## START

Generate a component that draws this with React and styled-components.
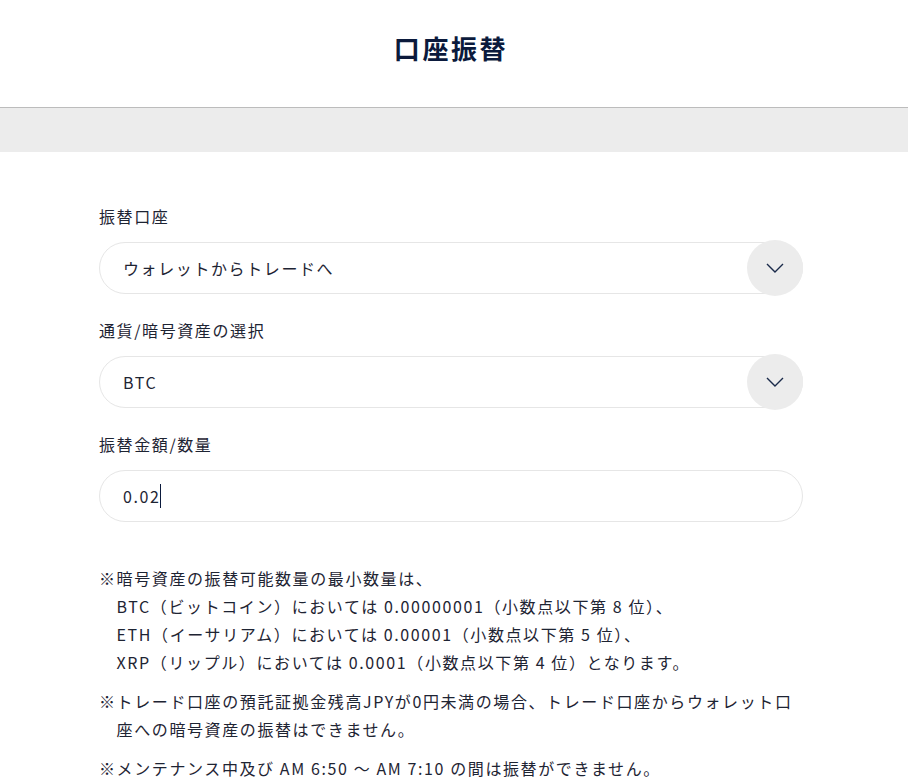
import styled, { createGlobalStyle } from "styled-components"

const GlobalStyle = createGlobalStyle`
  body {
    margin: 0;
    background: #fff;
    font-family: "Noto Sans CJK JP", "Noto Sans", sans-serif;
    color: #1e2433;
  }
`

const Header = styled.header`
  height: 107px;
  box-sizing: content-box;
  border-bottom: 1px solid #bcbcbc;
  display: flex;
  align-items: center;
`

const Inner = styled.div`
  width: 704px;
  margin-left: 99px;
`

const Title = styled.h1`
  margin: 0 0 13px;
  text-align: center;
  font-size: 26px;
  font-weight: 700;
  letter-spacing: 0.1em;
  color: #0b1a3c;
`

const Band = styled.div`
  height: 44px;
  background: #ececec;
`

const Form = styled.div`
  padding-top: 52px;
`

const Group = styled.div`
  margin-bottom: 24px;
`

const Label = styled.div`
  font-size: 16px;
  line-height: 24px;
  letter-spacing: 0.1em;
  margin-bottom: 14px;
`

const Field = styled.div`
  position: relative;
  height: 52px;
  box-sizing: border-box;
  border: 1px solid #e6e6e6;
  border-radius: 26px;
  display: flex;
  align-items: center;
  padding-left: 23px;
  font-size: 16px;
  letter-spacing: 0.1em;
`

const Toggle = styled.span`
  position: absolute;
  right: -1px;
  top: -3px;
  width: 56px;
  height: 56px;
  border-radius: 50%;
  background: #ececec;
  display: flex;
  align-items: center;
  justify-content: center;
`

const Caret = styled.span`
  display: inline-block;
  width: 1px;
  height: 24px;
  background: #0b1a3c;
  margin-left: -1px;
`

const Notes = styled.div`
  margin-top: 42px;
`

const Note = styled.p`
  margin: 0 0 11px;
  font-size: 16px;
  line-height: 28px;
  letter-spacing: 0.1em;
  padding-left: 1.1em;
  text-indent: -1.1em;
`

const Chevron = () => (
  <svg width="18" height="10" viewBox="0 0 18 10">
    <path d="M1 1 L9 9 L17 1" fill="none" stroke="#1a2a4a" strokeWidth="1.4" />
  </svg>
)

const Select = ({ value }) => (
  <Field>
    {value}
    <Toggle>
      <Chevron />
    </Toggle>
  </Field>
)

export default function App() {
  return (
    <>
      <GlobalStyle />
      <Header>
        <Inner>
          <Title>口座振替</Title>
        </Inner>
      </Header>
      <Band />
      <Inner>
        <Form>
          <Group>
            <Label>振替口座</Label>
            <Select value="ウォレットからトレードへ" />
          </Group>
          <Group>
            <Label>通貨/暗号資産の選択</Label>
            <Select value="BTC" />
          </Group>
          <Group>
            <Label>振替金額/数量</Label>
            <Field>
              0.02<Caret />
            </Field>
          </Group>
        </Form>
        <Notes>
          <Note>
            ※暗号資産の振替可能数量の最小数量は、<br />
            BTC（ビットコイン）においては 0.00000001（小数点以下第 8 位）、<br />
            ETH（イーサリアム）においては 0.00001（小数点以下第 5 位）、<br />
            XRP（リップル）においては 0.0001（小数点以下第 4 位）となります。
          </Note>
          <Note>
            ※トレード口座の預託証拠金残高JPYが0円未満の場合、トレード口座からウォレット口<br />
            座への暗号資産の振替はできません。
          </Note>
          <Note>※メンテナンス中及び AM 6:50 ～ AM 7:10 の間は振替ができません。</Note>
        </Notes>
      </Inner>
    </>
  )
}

## END
## START

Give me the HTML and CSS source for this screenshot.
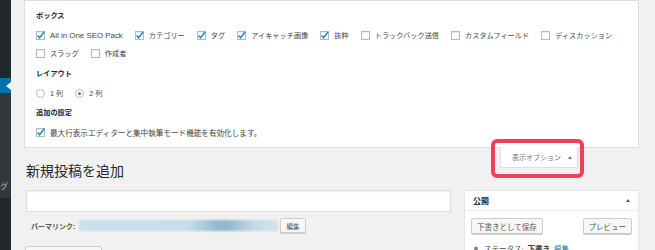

## END

§ **DIRECTIONS**
Only the number is needed here: how many lines of the records contain "components"?

§ **FINAL RESULT**
2